Repository files navigation

Probabilistic Annotation

The purpose of the Probabilistic Annotation service is to provide users with alternative annotations for genes, each attached to a likelihood score, and to translate these likelihood scores into likelihood scores for the existence of reactions in metabolic models. With the Probabilistic Annotation service:

  • Users can quickly assess the quality of an annotation.

  • Reaction likelihood computations allow users to estimate the quality of metabolic networks generated using the automated reconstruction tools in other services.

  • Combining reaction likelihoods with gap filling both directly incorporates available genetic evidence into the gap filling process and provides putative gene annotations automatically, reducing the effort needed to search for evidence for gap filled reactions.

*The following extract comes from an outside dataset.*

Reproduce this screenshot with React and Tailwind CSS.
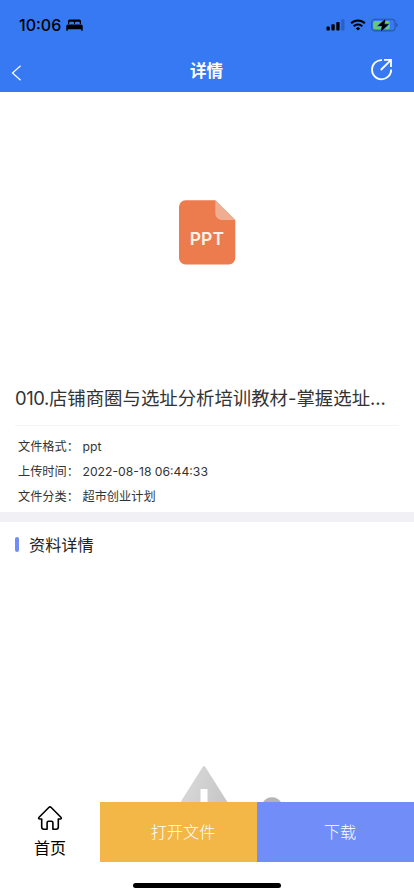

Details on the algorithm available in Likelihood-Based Gene Annotations for Gap Filling and Quality Assessment in Genome-Scale Metabolic Models

Configuration Variables

The Probabilistic Annotation server supports the following configuration variables:

  • default_url: The default URL for this server's service endpoint.
  • cdmi_url: URL for the central data model interface service endpoint. The CDMI service is used to build the static database files.
  • shock_url: URL for the Shock service endpoint. The Shock service is used to store the static database files in a common location.
  • workspace_url: URL for the Workspace service endpoint. The Workspace service is used to store typed objects created by the service.
  • fbamodeling_url: URL for the FBA Modeling service endpoint. The FBA Modeling service is used to map roles to reactions when using model templates.
  • userandjobstate_url: URL of the User and Job State service endpoint. The UJS service is used to manage the jobs that create ProbAnno typed objects.
  • work_folder_path: Path to work folder containing sub-folders for running service. requests. The intermediate files created by the annotate() and calculate() methods are stored in this location.
  • data_folder_path: Path to data folder containing static database files. A server can use different static database files by using different locations.
  • load_data_option: Control how static database files are handled when starting service. Valid values are "shock" to load static files from Shock or 'preload' to use preloaded static database files.
  • separator: Character string not found in any roles and used as separator between elements in lists. Default value is '///'.
  • dilution_percent: Percentage of the maximum likelihood to use as a threshold to consider other genes as having a particular function aside from the one with greatest likelihood. Default value is 80.
  • pseudo_count: Value used to dilute the likelihoods of annotations for annotations with weak homology to the query. Default value is 40.
  • search_program: Search program for getting log scores of query genes in organism against all genes in high-confidence gene annotation database. Valid values are "blastp" or "usearch". Default value is "blastp".
  • search_program_path: Path to search program. Use a fully-qualified path name.
  • blast_threads: Number of threads to use when running search program.
  • search_program_evalue: Value to use for the search program -evalue parameter. Default value is "1E-5".
  • usearch_accel: Value to use for the -accel parameter of usearch program. The value is a number between 0 and 1 that tunes search speed against sensitivity. Default value is 0.33.